Les bâtiments couverts du palais s’insèrent dans les quatre ailes de la structure. D’après Al Fachtali, historiographe de la dynastie saâdienne, les portiques de ces structures reposaient sur 500 colonnes de marbre. Il rapporte aussi que les ailes sont entrecoupées d’une vingtaine de coupoles, dont seulement cinq subsistent aujourd’hui. Si l’ensemble du palais a suscité les commentaires éblouis des émissaires étrangers à l’époque de sa splendeur, son histoire n’est pourtant pas un long fleuve tranquille. Son destin est lié à celui de la dynastie qui l’a érigé, et qui s’effondre au milieu du XVIIe siècle. Dès lors, « l’Incomparable » est objet des convoitises, de pillages, avant de raviver à nouveau un intérêt politique lors des premières années de règne du sultan Moulay Ismaïl (1672-1727). Dans son combat contre la dissidence, ce dernier affronte notamment son neveu Ahmed Ibn Mahrez, réfugié dans la région de Marrakech. En froid avec les habitants de la ville, soutiens de son rival, Moulay Ismaïl prend des mesures concernant l’ancien bijou saâdien, dont il transfert les derniers précieux vestiges dans sa nouvelle capitale de Meknès.
Aujourd’hui, le site patrimonial joue à nouveau un rôle important à Marrakech, depuis qu’il abrite certains grands évènements culturels. C’est avec une certaine nostalgie pour le palais saâdien que la route de l’eau poursuit son ruissèlement. En franchissant Bab Chkirou sur la rue de Berrima, tournez à gauche et vous voilà dans la place des ferblantiers, qui, comme son nom l’indique, était jadis le fief des artisans ferronniers. Le coquet espace est encore une référence en la matière, et certaines boutiques proposent des objets en fer forgé qui ne manquent pas d’inspiration, aussi bien traditionnelle que dans l’air du temps. Le chemin de l’eau, invisible sous vos pas, se poursuit en direction du quartier mitoyen, celui du Mellah. Il a été occupé durant des siècles par la communauté juive, qui s’y installe au moment des premières vagues de migrations des Juifs d’Al Andalous, chassés de la péninsule ibérique au début des années 1430. Sur la route serpentée qui y mène, une grande porte, dont les deux battants sont grand ouverts, engouffre un incessant flux de touristes. De hauts palmiers dépassent de l’épaisse muraille et laissent deviner un vaste espace dans l’entrée d’une médina de plus en plus étriquée.

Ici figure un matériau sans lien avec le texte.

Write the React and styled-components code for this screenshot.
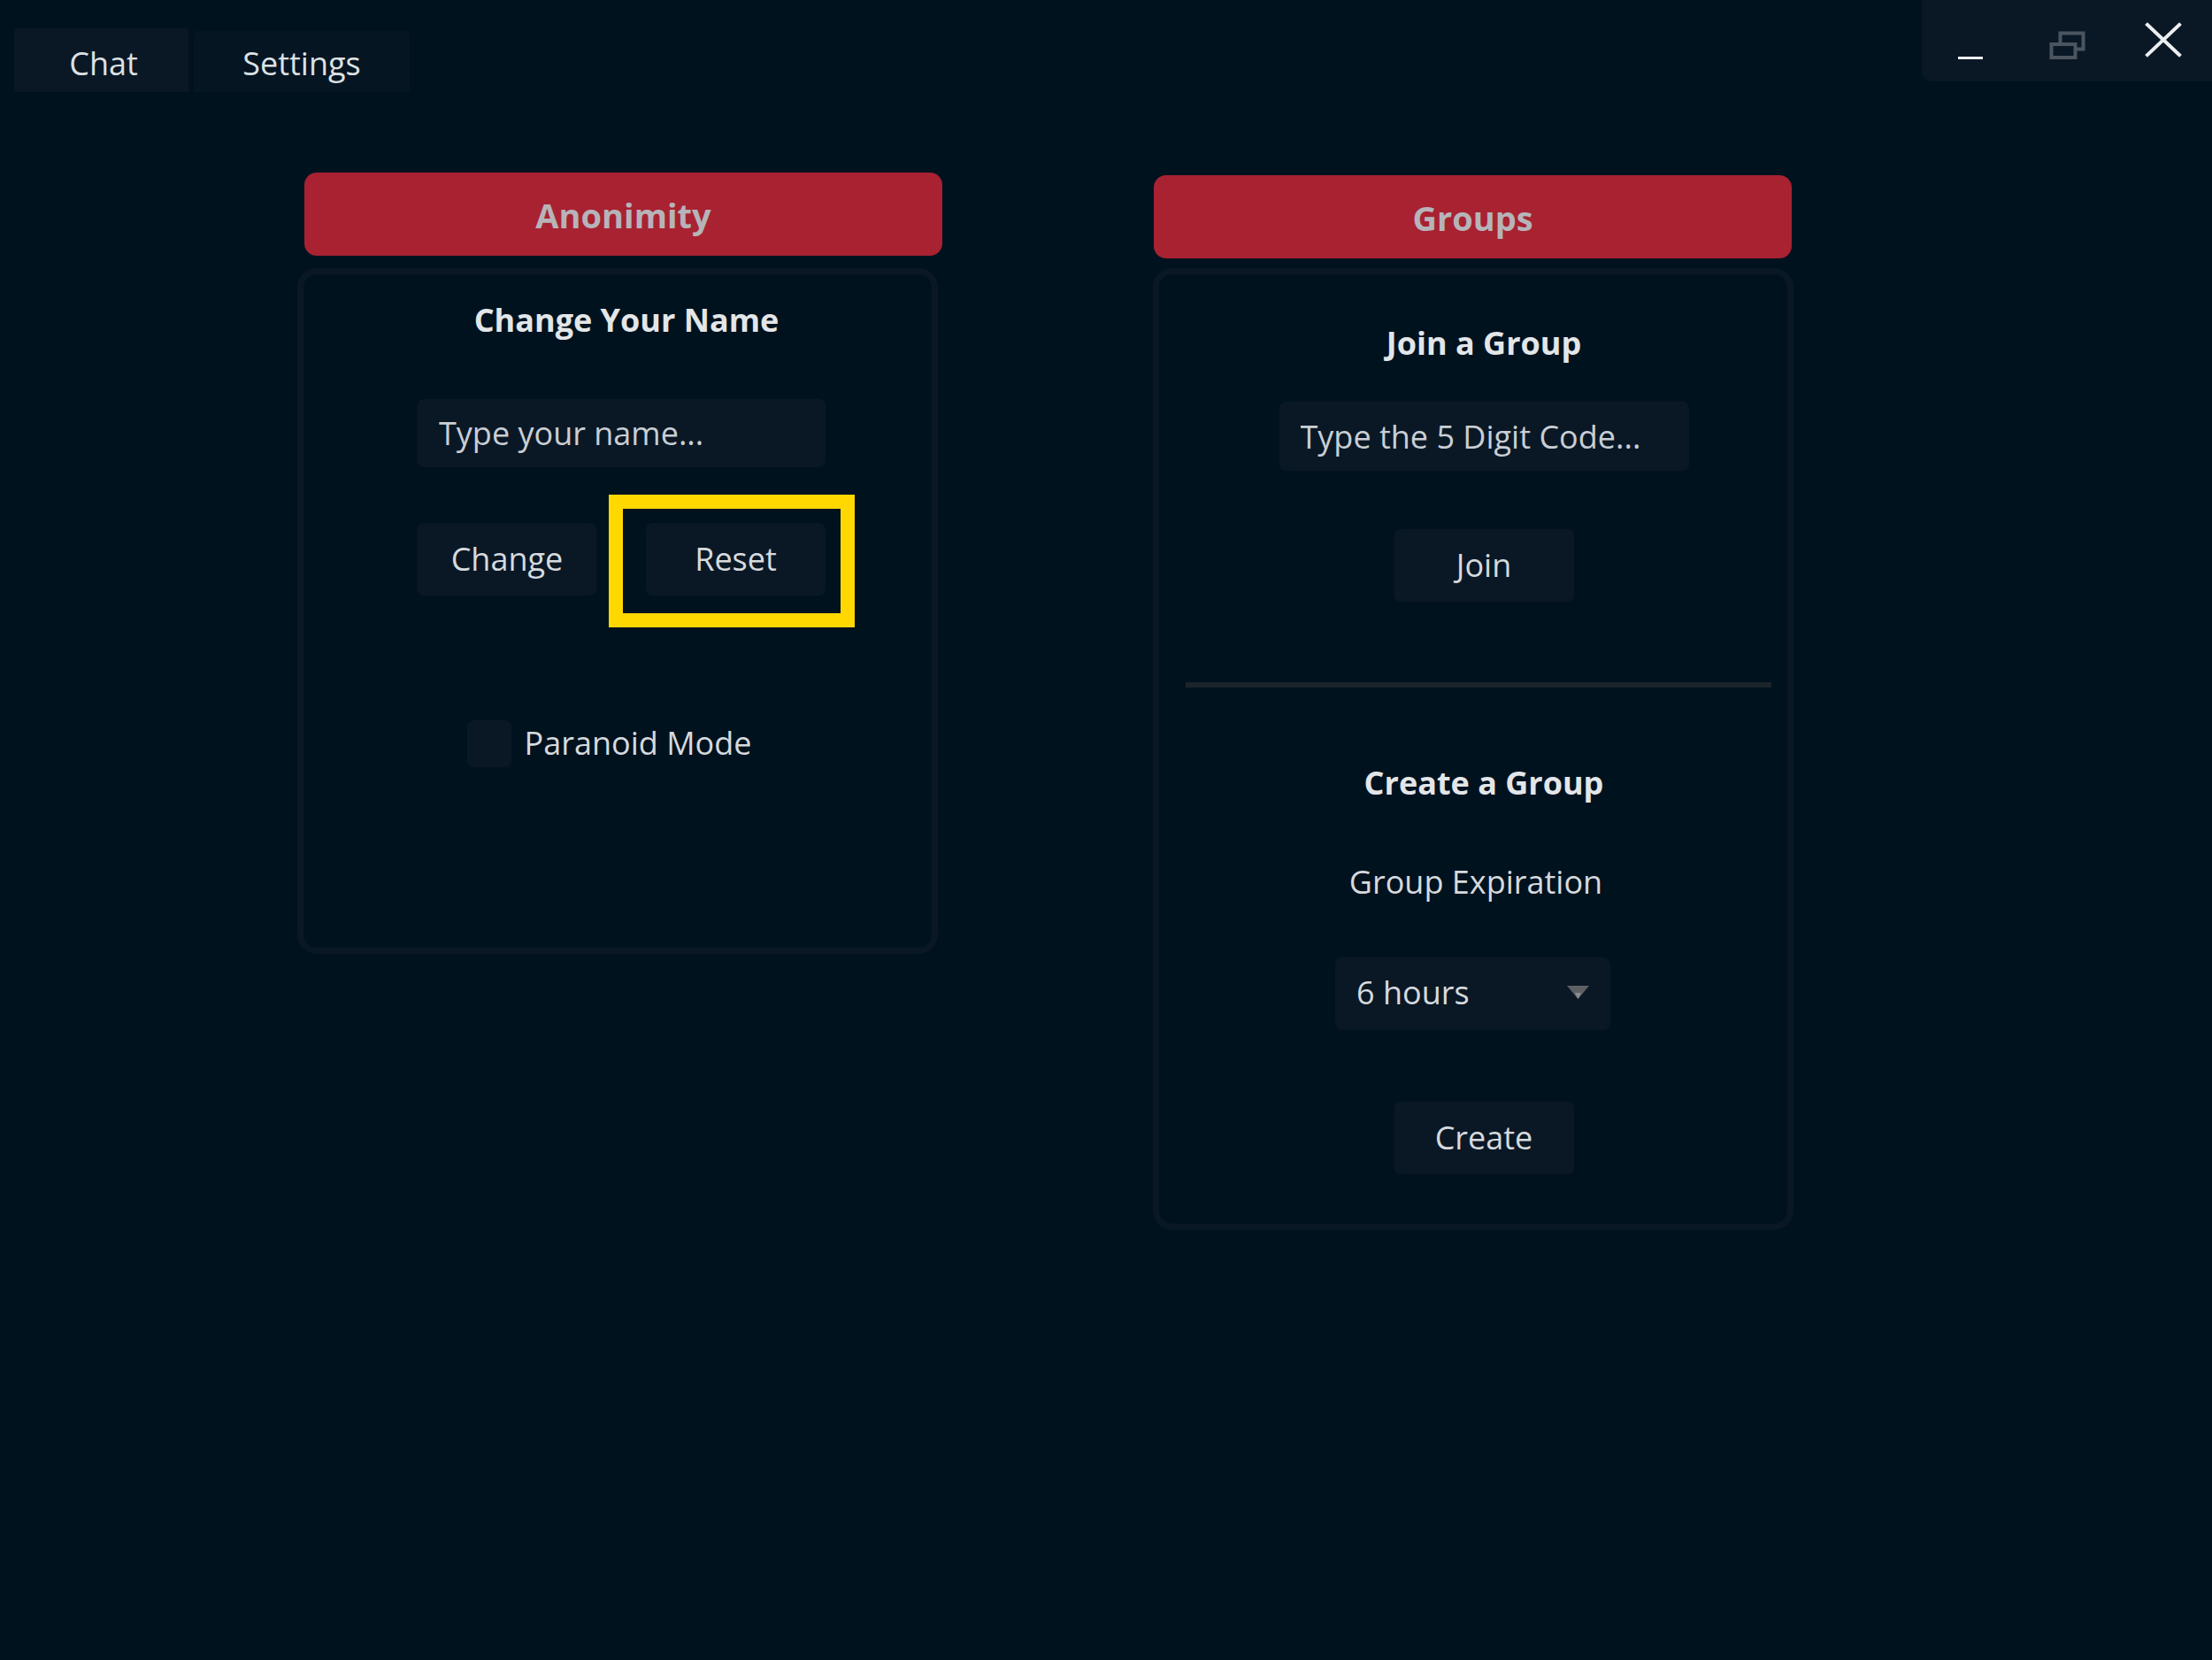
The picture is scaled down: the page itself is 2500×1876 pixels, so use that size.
import * as React from 'react';
import styled, { createGlobalStyle } from 'styled-components';

const GlobalStyle = createGlobalStyle`
  html, body {
    margin: 0;
    padding: 0;
    background: #01121f;
  }
  body {
    min-height: 1876px;
    font-family: "Open Sans", "Noto Sans", sans-serif;
    color: #d6dadd;
  }
`;

const App = () => {
  return (
    <>
      <GlobalStyle />
      <Page>
        <TopBar>
          <Tabs>
            <Tab active>Chat</Tab>
            <Tab>Settings</Tab>
          </Tabs>
          <WindowControls>
            <ControlButton aria-label="minimize">
              <svg width="48" height="48" viewBox="0 0 48 48">
                <rect x="10" y="42" width="28" height="3" fill="#eef0f2" />
              </svg>
            </ControlButton>
            <ControlButton aria-label="restore">
              <svg width="48" height="48" viewBox="0 0 48 48">
                <rect x="16.5" y="15.5" width="26" height="18" fill="none" stroke="#4b5560" strokeWidth="4" />
                <rect x="6.5" y="28" width="27" height="15" fill="#0a1826" stroke="#4b5560" strokeWidth="4" />
              </svg>
            </ControlButton>
            <ControlButton aria-label="close">
              <svg width="48" height="48" viewBox="0 0 48 48">
                <path d="M6 6 L42 40 M42 6 L6 40" stroke="#eceef0" strokeWidth="4" strokeLinecap="square" />
              </svg>
            </ControlButton>
          </WindowControls>
        </TopBar>

        <Columns>
          {/* left column */}
          <Column>
            <Header offsetX={8}>Anonimity</Header>
            <Card height={775} gap={14}>
              <Stack padLeft={9} padTop={27}>
                <Title shift={11}>Change Your Name</Title>
                <Field space={64} width={461} placeholder="Type your name..." />
                <ButtonRow space={63}>
                  <Button width={202}>Change</Button>
                  <Marked>
                    <Button width={203}>Reset</Button>
                    <Highlight />
                  </Marked>
                </ButtonRow>
                <CheckRow space={141}>
                  <CheckBox />
                  <Label>Paranoid Mode</Label>
                </CheckRow>
              </Stack>
            </Card>
          </Column>

          {/* right column */}
          <Column>
            <Header offsetX={1} offsetY={3}>Groups</Header>
            <Card height={1087} gap={11}>
              <Stack padLeft={24} padTop={53}>
                <Title>Join a Group</Title>
                <Field space={41} width={463} tall placeholder="Type the 5 Digit Code..." />
                <Button space={66} width={203}>Join</Button>
                <Divider />
                <Title space={83}>Create a Group</Title>
                <Label as="div" space={63} shift={18}>Group Expiration</Label>
                <Select>
                  <span>6 hours</span>
                  <svg width="25" height="15" viewBox="0 0 25 15">
                    <polygon points="0,0 25,0 12.5,15" fill="#5e6164" />
                    <polygon points="9,8 16,8 12.5,15" fill="#8a8d90" />
                  </svg>
                </Select>
                <Button space={81} width={203}>Create</Button>
              </Stack>
            </Card>
          </Column>
        </Columns>
      </Page>
    </>
  );
};

export default App;

const Page = styled.div`
  display: flex;
  flex-direction: column;
  min-height: 1876px;
`;

const TopBar = styled.div`
  display: flex;
  justify-content: space-between;
  align-items: flex-start;
`;

const Tabs = styled.div`
  display: flex;
  align-items: flex-end;
  gap: 6px;
  padding: 32px 0 0 16px;
`;

const Tab = styled.div`
  display: flex;
  align-items: center;
  justify-content: center;
  width: ${({ active }) => (active ? '197px' : '244px')};
  height: ${({ active }) => (active ? '72px' : '69px')};
  padding: ${({ active }) => (active ? '6px 0 0 5px' : '3px 0 0 0')};
  box-sizing: border-box;
  background: ${({ active }) => (active ? '#0a1826' : '#061522')};
  border-radius: 4px 4px 0 0;
  font-size: 36px;
  color: #dde1e4;
`;

const WindowControls = styled.div`
  display: flex;
  width: 328px;
  height: 92px;
  background: #0a1826;
  border-bottom-left-radius: 12px;
`;

const ControlButton = styled.div`
  flex: 1;
  display: flex;
  align-items: center;
  justify-content: center;
`;

const Columns = styled.main`
  display: flex;
  align-items: flex-start;
  gap: 243px;
  padding: 91px 0 0 336px;
`;

const Column = styled.section`
  display: flex;
  flex-direction: column;
  width: 724px;
`;

const Header = styled.div`
  width: 721px;
  height: 94px;
  margin: ${({ offsetY = 0 }) => offsetY}px 0 0 ${({ offsetX = 0 }) => offsetX}px;
  padding-top: 2px;
  box-sizing: border-box;
  display: flex;
  align-items: center;
  justify-content: center;
  background: #a82232;
  border-radius: 14px;
  font-size: 38px;
  font-weight: 700;
  color: #b6b4b9;
`;

const Card = styled.div`
  box-sizing: border-box;
  height: ${({ height }) => height}px;
  margin-top: ${({ gap }) => gap}px;
  border: 7px solid #0a1826;
  border-radius: 22px;
  background: #01121f;
`;

const Stack = styled.div`
  display: flex;
  flex-direction: column;
  align-items: center;
  padding: ${({ padTop }) => padTop}px 0 0 ${({ padLeft }) => padLeft}px;
`;

const Title = styled.h3`
  margin: ${({ space = 0 }) => space}px 0 0 ${({ shift = 0 }) => shift}px;
  height: 50px;
  line-height: 50px;
  font-size: 36px;
  font-weight: 700;
  color: #e3e6e8;
`;

const Label = styled.span`
  margin: ${({ space = 0 }) => space}px ${({ shift = 0 }) => shift}px 0 0;
  height: 50px;
  line-height: 48px;
  font-size: 36px;
  color: #d6dadd;
`;

const Field = styled.input`
  box-sizing: border-box;
  width: ${({ width }) => width}px;
  height: ${({ tall }) => (tall ? '78px' : '77px')};
  margin-top: ${({ space }) => space}px;
  padding: 0 24px;
  border: none;
  outline: none;
  border-radius: 7px;
  background: #0a1826;
  font-family: "Open Sans", "Noto Sans", sans-serif;
  font-size: 36px;
  color: #d6dadd;
  &::placeholder {
    color: #c9ced3;
  }
`;

const ButtonRow = styled.div`
  display: flex;
  gap: 56px;
  margin-top: ${({ space }) => space}px;
`;

const Button = styled.button`
  box-sizing: border-box;
  width: ${({ width }) => width}px;
  height: 82px;
  margin-top: ${({ space = 0 }) => space}px;
  padding-bottom: 3px;
  border: none;
  border-radius: 7px;
  background: #0a1826;
  font-family: "Open Sans", "Noto Sans", sans-serif;
  font-size: 36px;
  color: #d6dadd;
`;

const Marked = styled.div`
  position: relative;
  display: flex;
`;

const Highlight = styled.div`
  position: absolute;
  top: -32px;
  left: -42px;
  right: -33px;
  bottom: -36px;
  border: 16px solid #ffd800;
  pointer-events: none;
`;

const CheckRow = styled.div`
  display: flex;
  align-items: center;
  gap: 15px;
  margin: ${({ space }) => space}px 28px 0 0;
`;

const CheckBox = styled.div`
  width: 50px;
  height: 53px;
  border-radius: 8px;
  background: #0a1826;
`;

const Divider = styled.hr`
  width: 662px;
  height: 6px;
  margin: 91px 12px 0 0;
  border: none;
  background: #1b232b;
`;

const Select = styled.div`
  box-sizing: border-box;
  display: flex;
  align-items: center;
  justify-content: space-between;
  width: 311px;
  height: 82px;
  margin: 59px 25px 0 0;
  padding: 0 24px 3px;
  border-radius: 8px;
  background: #0a1826;
  font-size: 36px;
  color: #d6dadd;
`;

Vous êtes devant le Palais Bahia, véritable trésor du patrimoine architectural du Maroc tout entier. Pudique de l’extérieur, l’édifice dévoile ses charmes dans l’intimité de ses intérieurs. Il porte le nom de la plus courtisée des concubines (Bahia qui veut dire la brillante, la lumineuse) du plus puissant personnage de l’Etat à la toute fin du XIXe siècle. Ba Hmad (Ahmed Ben Moussa de son nom complet) est en effet, depuis la mort du sultan Moulay Hassan 1er (1874-1894), le véritable décideur politique, régent d’un sultan (Moulay Abdelaziz 1894-1907) qui n’est alors qu’un enfant. Loin de gouverner dans l’ombre, ce personnage, figure importante de Marrakech, fait l’étalage de son rang. Le Palais Bahia, œuvre grandiose héritée de son père, lui aussi Grand Vizir, en est la plus éclatante évidence. Ba Hmad va faire en sorte que sa demeure traverse les temps et marque les esprits.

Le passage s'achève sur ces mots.